### Brief:
Out of the lines in this data, how many include "styles"? Give the number and nothing else.

### Dataset section:

====

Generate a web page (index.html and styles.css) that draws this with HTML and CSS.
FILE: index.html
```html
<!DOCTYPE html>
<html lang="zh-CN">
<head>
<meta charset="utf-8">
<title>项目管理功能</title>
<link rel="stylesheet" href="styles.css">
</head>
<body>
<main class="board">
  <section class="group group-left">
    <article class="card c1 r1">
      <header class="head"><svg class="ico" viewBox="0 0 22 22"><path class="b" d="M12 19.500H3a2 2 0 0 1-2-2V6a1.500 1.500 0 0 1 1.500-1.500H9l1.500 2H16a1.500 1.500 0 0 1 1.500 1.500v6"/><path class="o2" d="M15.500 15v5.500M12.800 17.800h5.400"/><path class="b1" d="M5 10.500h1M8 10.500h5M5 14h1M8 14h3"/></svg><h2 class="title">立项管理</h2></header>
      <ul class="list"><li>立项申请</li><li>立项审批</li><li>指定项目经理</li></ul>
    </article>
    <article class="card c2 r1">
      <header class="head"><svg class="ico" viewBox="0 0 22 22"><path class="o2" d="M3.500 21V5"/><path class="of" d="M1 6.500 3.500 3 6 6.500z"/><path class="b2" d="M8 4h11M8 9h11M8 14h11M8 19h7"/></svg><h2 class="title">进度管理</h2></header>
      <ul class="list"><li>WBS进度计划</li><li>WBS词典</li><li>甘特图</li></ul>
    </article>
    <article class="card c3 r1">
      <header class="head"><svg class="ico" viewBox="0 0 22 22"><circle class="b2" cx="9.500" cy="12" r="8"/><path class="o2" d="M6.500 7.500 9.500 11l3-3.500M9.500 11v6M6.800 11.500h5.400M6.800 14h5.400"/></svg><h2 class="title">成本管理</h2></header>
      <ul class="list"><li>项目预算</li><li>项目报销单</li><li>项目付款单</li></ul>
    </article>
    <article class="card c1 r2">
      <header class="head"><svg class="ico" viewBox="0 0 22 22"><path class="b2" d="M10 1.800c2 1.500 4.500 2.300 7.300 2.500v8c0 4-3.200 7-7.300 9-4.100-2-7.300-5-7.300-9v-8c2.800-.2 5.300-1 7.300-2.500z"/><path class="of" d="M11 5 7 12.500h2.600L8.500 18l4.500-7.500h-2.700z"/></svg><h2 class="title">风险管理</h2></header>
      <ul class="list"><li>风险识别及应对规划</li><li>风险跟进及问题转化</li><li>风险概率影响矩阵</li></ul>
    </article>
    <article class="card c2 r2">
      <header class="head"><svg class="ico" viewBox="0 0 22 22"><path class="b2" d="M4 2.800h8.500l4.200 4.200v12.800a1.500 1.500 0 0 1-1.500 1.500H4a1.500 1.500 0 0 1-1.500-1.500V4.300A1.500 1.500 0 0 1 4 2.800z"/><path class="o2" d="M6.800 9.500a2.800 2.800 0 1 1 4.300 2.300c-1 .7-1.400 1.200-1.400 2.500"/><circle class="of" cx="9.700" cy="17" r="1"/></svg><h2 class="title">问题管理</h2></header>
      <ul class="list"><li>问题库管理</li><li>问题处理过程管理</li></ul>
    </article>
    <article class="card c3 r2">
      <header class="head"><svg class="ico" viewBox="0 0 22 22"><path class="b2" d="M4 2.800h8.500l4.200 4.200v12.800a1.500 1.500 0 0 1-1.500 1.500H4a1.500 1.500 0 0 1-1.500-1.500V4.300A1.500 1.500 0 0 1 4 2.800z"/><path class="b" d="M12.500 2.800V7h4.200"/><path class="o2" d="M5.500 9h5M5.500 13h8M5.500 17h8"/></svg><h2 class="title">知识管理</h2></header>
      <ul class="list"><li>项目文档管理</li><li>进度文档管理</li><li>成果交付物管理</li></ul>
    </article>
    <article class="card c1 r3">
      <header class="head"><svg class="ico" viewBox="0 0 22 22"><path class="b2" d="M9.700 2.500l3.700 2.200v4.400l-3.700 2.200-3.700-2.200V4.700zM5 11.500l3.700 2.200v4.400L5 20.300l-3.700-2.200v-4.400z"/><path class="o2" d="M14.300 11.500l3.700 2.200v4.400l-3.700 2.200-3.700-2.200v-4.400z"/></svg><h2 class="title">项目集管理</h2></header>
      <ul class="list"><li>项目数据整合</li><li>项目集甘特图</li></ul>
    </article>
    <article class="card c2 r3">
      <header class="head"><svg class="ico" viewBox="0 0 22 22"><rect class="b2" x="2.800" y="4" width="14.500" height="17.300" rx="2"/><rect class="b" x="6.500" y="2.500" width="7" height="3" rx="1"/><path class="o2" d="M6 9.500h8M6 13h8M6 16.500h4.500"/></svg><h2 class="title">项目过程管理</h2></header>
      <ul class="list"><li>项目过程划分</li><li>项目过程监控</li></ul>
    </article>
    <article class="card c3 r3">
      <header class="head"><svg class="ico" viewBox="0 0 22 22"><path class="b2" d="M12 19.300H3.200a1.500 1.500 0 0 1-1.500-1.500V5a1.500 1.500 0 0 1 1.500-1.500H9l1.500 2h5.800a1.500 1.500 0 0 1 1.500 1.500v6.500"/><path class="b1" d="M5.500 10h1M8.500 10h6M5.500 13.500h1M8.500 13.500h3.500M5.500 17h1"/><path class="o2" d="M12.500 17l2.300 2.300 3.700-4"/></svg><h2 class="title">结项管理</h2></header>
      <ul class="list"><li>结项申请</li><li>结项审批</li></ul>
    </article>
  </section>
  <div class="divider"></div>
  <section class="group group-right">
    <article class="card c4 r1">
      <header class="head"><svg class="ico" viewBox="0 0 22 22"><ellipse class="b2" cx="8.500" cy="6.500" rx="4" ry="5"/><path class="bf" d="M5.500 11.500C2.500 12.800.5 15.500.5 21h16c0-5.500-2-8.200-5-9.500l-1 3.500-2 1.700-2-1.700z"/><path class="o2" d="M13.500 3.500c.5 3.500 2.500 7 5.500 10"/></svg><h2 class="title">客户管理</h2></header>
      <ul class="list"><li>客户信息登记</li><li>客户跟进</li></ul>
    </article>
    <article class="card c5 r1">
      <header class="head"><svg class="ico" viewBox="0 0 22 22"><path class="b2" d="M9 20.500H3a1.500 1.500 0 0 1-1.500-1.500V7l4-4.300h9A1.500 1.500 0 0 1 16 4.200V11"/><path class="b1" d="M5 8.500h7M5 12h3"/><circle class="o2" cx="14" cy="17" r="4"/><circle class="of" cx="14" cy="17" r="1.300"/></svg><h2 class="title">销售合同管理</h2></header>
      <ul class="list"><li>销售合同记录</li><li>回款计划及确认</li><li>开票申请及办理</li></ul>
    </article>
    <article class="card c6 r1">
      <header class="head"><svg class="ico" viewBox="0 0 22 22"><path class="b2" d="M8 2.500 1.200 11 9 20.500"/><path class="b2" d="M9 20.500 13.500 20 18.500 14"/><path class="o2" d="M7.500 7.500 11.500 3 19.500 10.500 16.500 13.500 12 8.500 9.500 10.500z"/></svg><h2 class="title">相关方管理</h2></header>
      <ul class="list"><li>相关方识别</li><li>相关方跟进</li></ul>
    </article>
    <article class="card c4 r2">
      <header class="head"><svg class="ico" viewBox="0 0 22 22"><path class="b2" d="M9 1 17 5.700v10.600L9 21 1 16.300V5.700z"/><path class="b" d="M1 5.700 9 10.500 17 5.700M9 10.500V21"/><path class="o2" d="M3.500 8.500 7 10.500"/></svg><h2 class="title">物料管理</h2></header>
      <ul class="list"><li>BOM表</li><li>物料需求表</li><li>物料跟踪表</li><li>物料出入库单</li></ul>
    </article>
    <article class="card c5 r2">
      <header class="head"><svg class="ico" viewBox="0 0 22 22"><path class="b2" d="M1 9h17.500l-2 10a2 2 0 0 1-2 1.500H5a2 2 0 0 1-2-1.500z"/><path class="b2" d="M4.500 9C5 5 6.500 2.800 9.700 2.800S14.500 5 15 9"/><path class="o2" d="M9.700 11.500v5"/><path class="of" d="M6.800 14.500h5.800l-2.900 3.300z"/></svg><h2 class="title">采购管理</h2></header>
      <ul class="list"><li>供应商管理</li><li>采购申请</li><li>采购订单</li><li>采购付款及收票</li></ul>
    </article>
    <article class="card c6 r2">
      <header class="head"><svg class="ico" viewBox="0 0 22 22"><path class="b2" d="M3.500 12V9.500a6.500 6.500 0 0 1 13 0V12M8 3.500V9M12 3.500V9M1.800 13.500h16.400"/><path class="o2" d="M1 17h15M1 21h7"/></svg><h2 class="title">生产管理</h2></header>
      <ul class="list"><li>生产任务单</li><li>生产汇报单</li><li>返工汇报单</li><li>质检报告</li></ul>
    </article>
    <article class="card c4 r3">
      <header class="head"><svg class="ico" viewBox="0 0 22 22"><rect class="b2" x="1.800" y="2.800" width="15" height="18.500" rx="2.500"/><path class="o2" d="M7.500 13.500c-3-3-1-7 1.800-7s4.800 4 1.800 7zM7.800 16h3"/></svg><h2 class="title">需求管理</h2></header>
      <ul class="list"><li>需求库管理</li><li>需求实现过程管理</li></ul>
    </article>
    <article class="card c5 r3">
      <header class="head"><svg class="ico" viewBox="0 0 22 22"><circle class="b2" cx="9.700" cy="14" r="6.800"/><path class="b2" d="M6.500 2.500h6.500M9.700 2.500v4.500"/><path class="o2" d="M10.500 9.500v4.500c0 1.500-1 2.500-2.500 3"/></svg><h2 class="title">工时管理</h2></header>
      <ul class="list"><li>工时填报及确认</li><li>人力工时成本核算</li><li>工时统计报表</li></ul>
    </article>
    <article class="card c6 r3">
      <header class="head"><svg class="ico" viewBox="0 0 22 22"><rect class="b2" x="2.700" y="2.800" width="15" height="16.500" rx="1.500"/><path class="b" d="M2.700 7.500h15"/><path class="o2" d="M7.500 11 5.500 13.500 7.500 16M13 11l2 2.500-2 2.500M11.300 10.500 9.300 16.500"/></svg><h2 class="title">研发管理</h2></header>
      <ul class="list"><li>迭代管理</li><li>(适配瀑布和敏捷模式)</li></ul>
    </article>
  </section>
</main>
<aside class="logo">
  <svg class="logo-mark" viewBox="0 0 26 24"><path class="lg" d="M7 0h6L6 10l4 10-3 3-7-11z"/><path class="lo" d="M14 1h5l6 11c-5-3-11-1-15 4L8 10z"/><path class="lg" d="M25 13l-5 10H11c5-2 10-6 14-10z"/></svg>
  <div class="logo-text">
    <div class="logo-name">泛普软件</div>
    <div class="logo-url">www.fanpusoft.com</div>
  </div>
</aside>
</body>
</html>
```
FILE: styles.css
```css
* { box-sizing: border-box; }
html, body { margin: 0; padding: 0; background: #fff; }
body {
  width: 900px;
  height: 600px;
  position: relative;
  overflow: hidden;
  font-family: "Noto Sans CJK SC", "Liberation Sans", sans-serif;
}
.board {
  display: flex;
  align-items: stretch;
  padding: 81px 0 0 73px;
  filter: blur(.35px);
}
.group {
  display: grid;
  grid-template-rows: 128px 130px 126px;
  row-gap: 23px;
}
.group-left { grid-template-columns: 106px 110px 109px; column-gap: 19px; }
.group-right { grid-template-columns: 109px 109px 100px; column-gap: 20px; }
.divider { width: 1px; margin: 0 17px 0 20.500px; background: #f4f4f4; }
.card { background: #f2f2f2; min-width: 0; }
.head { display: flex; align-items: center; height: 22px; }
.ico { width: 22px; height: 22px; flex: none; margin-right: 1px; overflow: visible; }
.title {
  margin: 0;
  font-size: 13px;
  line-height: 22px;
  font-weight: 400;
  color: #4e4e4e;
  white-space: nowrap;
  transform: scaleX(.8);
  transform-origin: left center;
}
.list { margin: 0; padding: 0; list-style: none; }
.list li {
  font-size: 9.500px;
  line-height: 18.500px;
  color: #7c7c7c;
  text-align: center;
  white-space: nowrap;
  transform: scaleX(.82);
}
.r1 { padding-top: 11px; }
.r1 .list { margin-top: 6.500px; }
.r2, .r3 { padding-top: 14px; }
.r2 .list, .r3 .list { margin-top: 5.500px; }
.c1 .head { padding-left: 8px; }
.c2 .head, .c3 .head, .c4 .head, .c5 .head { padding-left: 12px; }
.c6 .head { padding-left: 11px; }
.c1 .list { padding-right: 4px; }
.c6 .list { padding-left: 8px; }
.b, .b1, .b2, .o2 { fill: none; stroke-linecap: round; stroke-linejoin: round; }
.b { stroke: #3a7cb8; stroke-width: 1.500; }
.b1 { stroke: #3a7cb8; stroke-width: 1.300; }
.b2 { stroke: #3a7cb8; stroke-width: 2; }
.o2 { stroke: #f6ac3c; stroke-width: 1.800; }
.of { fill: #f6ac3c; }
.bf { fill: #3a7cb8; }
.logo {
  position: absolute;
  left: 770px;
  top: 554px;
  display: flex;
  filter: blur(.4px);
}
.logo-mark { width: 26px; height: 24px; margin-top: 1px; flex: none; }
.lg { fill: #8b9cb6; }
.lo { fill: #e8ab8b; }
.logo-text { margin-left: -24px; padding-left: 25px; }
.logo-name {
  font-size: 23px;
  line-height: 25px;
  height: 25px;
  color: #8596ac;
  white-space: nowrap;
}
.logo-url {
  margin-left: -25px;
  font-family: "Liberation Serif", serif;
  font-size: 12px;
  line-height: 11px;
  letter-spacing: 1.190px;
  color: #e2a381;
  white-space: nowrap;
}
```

====

### Answer to the problem:
3